» **Your task**:
Return the material exactly, first line through the line containing "2 张，共抵扣 <b>¥65.00</b></p>", and nothing more. Pictures stay out.

» **Given data**:
## begin

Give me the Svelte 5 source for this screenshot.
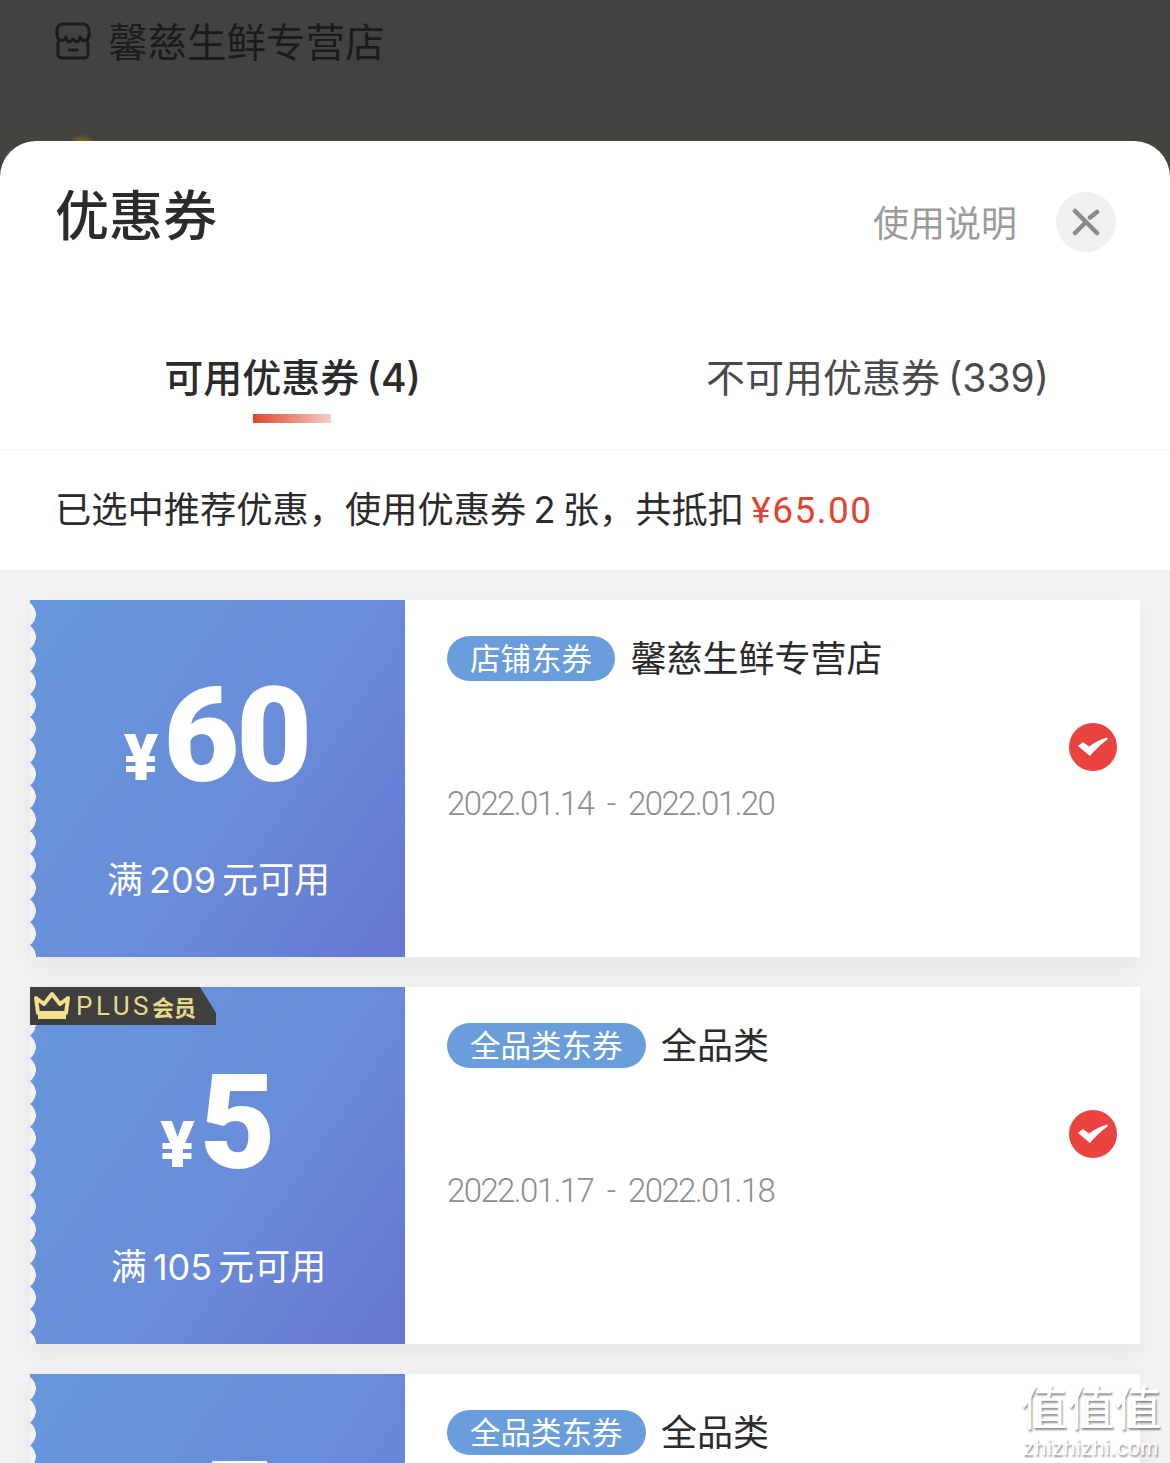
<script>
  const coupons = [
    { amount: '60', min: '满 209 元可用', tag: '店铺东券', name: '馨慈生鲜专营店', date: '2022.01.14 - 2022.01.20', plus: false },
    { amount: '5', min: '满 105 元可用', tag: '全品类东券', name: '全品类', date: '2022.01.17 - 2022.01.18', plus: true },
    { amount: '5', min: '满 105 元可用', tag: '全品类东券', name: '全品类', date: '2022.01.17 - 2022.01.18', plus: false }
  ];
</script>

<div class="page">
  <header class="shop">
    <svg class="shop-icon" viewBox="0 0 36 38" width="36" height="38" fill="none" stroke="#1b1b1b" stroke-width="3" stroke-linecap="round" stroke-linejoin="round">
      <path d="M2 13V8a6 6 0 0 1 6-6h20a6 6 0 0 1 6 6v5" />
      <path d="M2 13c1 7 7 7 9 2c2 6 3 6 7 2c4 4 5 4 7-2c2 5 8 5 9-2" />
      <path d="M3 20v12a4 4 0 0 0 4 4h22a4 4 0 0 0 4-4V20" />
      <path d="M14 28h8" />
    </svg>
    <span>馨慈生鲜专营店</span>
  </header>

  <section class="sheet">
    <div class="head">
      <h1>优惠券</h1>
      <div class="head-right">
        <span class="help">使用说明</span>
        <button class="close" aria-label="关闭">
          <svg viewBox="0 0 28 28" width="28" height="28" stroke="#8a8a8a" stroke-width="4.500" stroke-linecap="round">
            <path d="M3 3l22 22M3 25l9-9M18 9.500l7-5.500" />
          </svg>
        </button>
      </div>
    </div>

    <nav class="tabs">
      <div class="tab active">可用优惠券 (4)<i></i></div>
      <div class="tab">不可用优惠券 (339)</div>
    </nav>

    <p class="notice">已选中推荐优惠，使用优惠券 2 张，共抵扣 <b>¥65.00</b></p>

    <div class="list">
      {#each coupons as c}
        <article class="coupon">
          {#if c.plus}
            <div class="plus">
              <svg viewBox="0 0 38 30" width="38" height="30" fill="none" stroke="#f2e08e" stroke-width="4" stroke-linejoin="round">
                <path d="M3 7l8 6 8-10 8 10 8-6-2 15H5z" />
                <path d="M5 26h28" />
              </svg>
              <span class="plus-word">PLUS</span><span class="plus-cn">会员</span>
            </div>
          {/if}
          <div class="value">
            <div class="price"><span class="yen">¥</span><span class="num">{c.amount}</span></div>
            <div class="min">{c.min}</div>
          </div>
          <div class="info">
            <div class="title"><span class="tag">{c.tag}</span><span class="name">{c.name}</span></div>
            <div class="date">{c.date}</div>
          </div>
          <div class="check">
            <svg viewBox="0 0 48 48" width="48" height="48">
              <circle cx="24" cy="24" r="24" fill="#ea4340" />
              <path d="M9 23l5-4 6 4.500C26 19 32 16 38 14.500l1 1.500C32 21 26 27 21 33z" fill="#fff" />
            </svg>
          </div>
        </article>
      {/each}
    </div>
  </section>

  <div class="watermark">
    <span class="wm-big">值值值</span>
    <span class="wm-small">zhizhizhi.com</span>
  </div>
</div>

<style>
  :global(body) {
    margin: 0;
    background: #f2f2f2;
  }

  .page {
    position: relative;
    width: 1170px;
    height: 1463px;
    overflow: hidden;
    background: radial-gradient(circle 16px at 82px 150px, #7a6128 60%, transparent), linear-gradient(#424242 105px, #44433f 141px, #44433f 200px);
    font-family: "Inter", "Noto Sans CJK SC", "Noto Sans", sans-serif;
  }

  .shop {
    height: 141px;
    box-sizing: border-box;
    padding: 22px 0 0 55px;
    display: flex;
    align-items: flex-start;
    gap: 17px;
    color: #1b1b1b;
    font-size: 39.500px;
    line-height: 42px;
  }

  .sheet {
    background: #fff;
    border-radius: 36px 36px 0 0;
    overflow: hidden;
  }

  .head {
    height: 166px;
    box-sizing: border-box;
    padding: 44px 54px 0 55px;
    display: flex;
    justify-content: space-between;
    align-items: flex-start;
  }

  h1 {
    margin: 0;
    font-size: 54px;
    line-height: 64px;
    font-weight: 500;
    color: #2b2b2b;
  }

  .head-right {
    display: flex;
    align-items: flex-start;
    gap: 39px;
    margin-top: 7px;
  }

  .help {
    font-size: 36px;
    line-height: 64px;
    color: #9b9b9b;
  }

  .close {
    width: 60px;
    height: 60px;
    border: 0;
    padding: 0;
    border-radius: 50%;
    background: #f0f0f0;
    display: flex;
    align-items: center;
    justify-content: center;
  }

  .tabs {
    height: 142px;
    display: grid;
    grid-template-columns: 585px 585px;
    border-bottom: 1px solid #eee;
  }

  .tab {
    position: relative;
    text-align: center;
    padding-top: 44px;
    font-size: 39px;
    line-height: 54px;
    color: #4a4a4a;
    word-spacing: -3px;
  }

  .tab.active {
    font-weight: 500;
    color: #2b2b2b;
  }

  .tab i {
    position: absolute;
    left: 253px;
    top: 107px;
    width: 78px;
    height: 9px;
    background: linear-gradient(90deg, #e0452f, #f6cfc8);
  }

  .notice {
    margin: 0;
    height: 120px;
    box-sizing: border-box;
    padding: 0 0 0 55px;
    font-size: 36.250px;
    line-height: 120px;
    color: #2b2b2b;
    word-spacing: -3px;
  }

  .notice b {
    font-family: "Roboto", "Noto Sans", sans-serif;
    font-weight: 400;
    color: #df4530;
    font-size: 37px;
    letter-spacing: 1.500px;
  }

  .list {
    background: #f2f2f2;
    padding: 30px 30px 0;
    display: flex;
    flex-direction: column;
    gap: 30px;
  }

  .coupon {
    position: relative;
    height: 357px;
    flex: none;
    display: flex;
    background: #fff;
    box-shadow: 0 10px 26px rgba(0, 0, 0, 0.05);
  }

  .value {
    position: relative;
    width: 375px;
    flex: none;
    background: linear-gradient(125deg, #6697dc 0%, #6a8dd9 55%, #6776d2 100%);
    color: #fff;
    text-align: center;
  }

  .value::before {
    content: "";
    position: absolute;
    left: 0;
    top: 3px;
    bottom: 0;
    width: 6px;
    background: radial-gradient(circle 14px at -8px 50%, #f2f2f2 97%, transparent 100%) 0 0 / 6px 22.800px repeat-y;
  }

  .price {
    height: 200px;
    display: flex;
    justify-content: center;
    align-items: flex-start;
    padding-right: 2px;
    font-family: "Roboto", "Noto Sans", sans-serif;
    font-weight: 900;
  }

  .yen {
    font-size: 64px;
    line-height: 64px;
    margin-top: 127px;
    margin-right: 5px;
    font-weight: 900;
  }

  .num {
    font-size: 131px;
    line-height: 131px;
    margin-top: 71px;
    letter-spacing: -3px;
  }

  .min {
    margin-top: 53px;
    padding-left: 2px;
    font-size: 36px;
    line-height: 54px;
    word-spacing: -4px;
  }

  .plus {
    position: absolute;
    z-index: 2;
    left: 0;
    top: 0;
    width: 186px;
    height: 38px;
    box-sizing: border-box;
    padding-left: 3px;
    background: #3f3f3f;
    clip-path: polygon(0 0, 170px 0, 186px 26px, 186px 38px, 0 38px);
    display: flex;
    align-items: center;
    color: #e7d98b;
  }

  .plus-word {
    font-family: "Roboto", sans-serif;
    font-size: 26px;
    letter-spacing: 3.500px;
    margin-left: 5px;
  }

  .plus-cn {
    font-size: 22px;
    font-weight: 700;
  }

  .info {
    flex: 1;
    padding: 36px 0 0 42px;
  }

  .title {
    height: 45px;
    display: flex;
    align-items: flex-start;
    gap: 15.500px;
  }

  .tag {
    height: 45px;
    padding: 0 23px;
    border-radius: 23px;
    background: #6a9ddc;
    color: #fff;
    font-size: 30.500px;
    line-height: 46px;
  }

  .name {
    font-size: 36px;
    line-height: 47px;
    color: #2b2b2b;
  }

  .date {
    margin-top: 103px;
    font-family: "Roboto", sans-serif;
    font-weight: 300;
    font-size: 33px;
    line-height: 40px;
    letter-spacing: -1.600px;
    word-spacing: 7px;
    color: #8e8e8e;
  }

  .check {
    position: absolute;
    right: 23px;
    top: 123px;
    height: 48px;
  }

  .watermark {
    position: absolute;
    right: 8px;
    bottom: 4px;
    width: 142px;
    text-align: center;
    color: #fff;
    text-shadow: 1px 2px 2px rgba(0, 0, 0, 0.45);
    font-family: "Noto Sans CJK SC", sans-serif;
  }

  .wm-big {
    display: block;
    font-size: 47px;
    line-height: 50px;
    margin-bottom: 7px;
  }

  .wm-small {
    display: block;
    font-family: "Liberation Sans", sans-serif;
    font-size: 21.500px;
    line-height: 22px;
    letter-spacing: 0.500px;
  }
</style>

## end

» **Task output**:
Give me the Svelte 5 source for this screenshot.
<script>
  const coupons = [
    { amount: '60', min: '满 209 元可用', tag: '店铺东券', name: '馨慈生鲜专营店', date: '2022.01.14 - 2022.01.20', plus: false },
    { amount: '5', min: '满 105 元可用', tag: '全品类东券', name: '全品类', date: '2022.01.17 - 2022.01.18', plus: true },
    { amount: '5', min: '满 105 元可用', tag: '全品类东券', name: '全品类', date: '2022.01.17 - 2022.01.18', plus: false }
  ];
</script>

<div class="page">
  <header class="shop">
    <svg class="shop-icon" viewBox="0 0 36 38" width="36" height="38" fill="none" stroke="#1b1b1b" stroke-width="3" stroke-linecap="round" stroke-linejoin="round">
      <path d="M2 13V8a6 6 0 0 1 6-6h20a6 6 0 0 1 6 6v5" />
      <path d="M2 13c1 7 7 7 9 2c2 6 3 6 7 2c4 4 5 4 7-2c2 5 8 5 9-2" />
      <path d="M3 20v12a4 4 0 0 0 4 4h22a4 4 0 0 0 4-4V20" />
      <path d="M14 28h8" />
    </svg>
    <span>馨慈生鲜专营店</span>
  </header>

  <section class="sheet">
    <div class="head">
      <h1>优惠券</h1>
      <div class="head-right">
        <span class="help">使用说明</span>
        <button class="close" aria-label="关闭">
          <svg viewBox="0 0 28 28" width="28" height="28" stroke="#8a8a8a" stroke-width="4.500" stroke-linecap="round">
            <path d="M3 3l22 22M3 25l9-9M18 9.500l7-5.500" />
          </svg>
        </button>
      </div>
    </div>

    <nav class="tabs">
      <div class="tab active">可用优惠券 (4)<i></i></div>
      <div class="tab">不可用优惠券 (339)</div>
    </nav>

    <p class="notice">已选中推荐优惠，使用优惠券 2 张，共抵扣 <b>¥65.00</b></p>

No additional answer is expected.